Today's NYT has a report on the fastastic sums of money poured into the school system by foundations.

According to the Foundation Center, which tracks and analyzes foundation giving, large foundations gave $1.23 billion in grants to elementary and secondary schools in 2003, the latest year for which data is available. That same year, higher education grants totaled $1.12 billion. It was a sharp turnaround from five years earlier, when K-12 grants were about $620 million, compared with $1.07 billion for higher education.

But it is not only the size of the grants that has changed. The nature of the philanthropy has undergone a profound shift.
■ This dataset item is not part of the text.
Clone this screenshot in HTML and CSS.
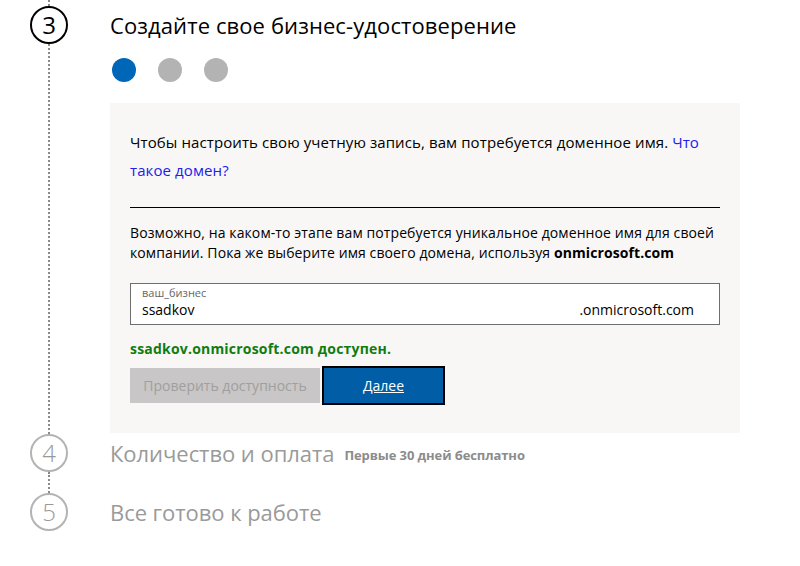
FILE: index.html
```html
<!DOCTYPE html>
<html lang="ru">
<head>
<meta charset="utf-8">
<link rel="stylesheet" href="styles.css">
</head>
<body>
<div class="steps">
  <div class="step step-active">
    <div class="rail">
      <div class="line line-top"></div>
      <div class="num num-active">3</div>
      <div class="line line-fill"></div>
    </div>
    <div class="content">
      <h2 class="title">Создайте свое бизнес-удостоверение</h2>
      <div class="dots">
        <span class="dot dot-on"></span>
        <span class="dot"></span>
        <span class="dot"></span>
      </div>
      <div class="panel">
        <p class="intro">Чтобы настроить свою учетную запись, вам потребуется доменное имя. <a class="link" href="#">Что такое домен?</a></p>
        <hr class="rule">
        <p class="desc">Возможно, на каком-то этапе вам потребуется уникальное доменное имя для своей компании. Пока же выберите имя своего домена, используя <b>onmicrosoft.com</b></p>
        <div class="field">
          <div class="field-main">
            <span class="field-label">ваш_бизнес</span>
            <span class="field-value">ssadkov</span>
          </div>
          <span class="field-suffix">.onmicrosoft.com</span>
        </div>
        <p class="ok">ssadkov.onmicrosoft.com доступен.</p>
        <div class="buttons">
          <button class="btn btn-gray" type="button">Проверить доступность</button>
          <button class="btn btn-blue" type="button"><u>Далее</u></button>
        </div>
      </div>
    </div>
  </div>
  <div class="step">
    <div class="rail">
      <div class="num">4</div>
      <div class="line line-gap"></div>
    </div>
    <div class="content">
      <h2 class="title title-muted">Количество и оплата <small class="note">Первые 30 дней бесплатно</small></h2>
    </div>
  </div>
  <div class="step">
    <div class="rail">
      <div class="num">5</div>
    </div>
    <div class="content">
      <h2 class="title title-muted">Все готово к работе</h2>
    </div>
  </div>
</div>
</body>
</html>
```
FILE: styles.css
```css
html, body {
  margin: 0;
  padding: 0;
  background: #ffffff;
}
body {
  font-family: "Open Sans", "Noto Sans", sans-serif;
  color: #000;
  width: 800px;
  height: 566px;
  overflow: hidden;
}
.steps {
  display: flex;
  flex-direction: column;
}
.step {
  display: grid;
  grid-template-columns: 110px 1fr;
}
.rail {
  display: flex;
  flex-direction: column;
  align-items: center;
  width: 98px;
}
.line {
  width: 0;
  border-left: 2px dotted #8a8a8a;
}
.line-top { height: 6px; }
.line-fill { flex: 1; }
.line-gap { height: 21px; }
.num {
  box-sizing: border-box;
  width: 38px;
  height: 38px;
  border: 2px solid #b3b3b3;
  border-radius: 50%;
  display: flex;
  align-items: center;
  justify-content: center;
  font-size: 24px;
  font-weight: 300;
  color: #999;
  line-height: 1;
}
.num-active {
  border-color: #000;
  color: #000;
  font-weight: 400;
}
.content {
  display: flex;
  flex-direction: column;
}
.title {
  margin: 0;
  height: 38px;
  display: flex;
  align-items: center;
  font-size: 22px;
  font-weight: 400;
  letter-spacing: 0.1px;
  white-space: nowrap;
}
.step-active .title {
  margin-top: 6px;
}
.title-muted {
  color: #9a9a9a;
  letter-spacing: -0.05px;
}
.note {
  font-size: 13px;
  font-weight: 700;
  color: #8c8c8c;
  margin-left: 10px;
  margin-top: 4px;
  letter-spacing: -0.1px;
}
.dots {
  display: flex;
  gap: 22px;
  margin: 14px 0 21px 2px;
}
.dot {
  width: 24px;
  height: 24px;
  border-radius: 50%;
  background: #b3b3b3;
}
.dot-on { background: #0067b8; }
.panel {
  width: 630px;
  box-sizing: border-box;
  background: #f8f7f6;
  padding: 25px 20px 30px;
  margin-bottom: 1px;
  font-size: 14px;
}
.intro {
  margin: 0;
  font-size: 15px;
  letter-spacing: 0.1px;
  line-height: 28px;
}
.link {
  color: #2020ee;
  text-decoration: none;
}
.rule {
  border: 0;
  border-top: 1px solid #000;
  margin: 23px 0 15px;
}
.desc {
  margin: 0 0 20px;
  line-height: 20px;
  letter-spacing: 0.1px;
}
.field {
  box-sizing: border-box;
  height: 42px;
  border: 1px solid #6e6e6e;
  background: #fff;
  display: flex;
  align-items: flex-end;
  padding: 0 25px 4px 11px;
}
.field-main {
  flex: 1;
  display: flex;
  flex-direction: column;
}
.field-label {
  font-size: 11px;
  color: #666;
  line-height: 14px;
}
.field-value, .field-suffix {
  font-size: 14px;
  line-height: 20px;
}
.ok {
  margin: 14px 0 9px;
  color: #107c10;
  font-weight: 700;
  line-height: 20px;
  letter-spacing: 0.2px;
}
.buttons {
  display: flex;
  align-items: center;
  gap: 4px;
}
.btn {
  font-family: inherit;
  font-size: 14px;
  border: 0;
  height: 35px;
  padding: 0;
}
.btn-gray {
  width: 190px;
  background: #c8c6c6;
  color: #a19f9d;
}
.btn-blue {
  width: 119px;
  background: #005da6;
  color: #fff;
  outline: 2px solid #000;
}
```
"A lot of the old philanthropy was devoted to helping schools do what they were already doing," said Richard Lee Colvin, director of the Hechinger Institute at Teachers College at Columbia University. "The new group is saying, 'Let's try something different.' It's a lot of young, active entrepreneurial people - Bill Gates, Eli Broad, the Waltons, Dell, Milken - who want to change the schools, who want to use their money to support specific school reforms."
My unsolicited advice to the superrich foundations: Don't pour money into existing school systems. Create your own quality schools. You have a wonderful model you can follow in the Core Knowledge program.

3 comments:

Anonymous said...

I'll have to try to find the story about the huge, enormous, vast Annenberg grant (I think it was Annenberg).

It did nothing. Zero.

People seem to be pretty stunned by the whole thing.

Anonymous said...

I found it!

I’ve never claimed to have psychic powers, but I did predict that the $500 million that philanthropist Walter Annenberg poured into various school systems around the country, beginning in 1993, would fail to make any difference in the quality of public education. Regrettably, I was right.

BY APRIL 1998, it was clear that the much-ballyhooed effort had collapsed on itself. A Los Angeles Times editorial said, “All hopes have diminished. The promised improvements have not been realized.”


This is a quotation from Evan Keliher, "Guerrilla Warfare for Teachers: A Survival Guide"

http://teachmath.net/Newsweek.html

Instructivist said...

Thanks for the quote, Catherine.

The big foundations claim to have learned from the Annenberg debacle. But as far as I am concerned, they are all tinkering around the edges. The educational enterprise is rotten at the core due to the dominance of the progressive/constructivist ed cult.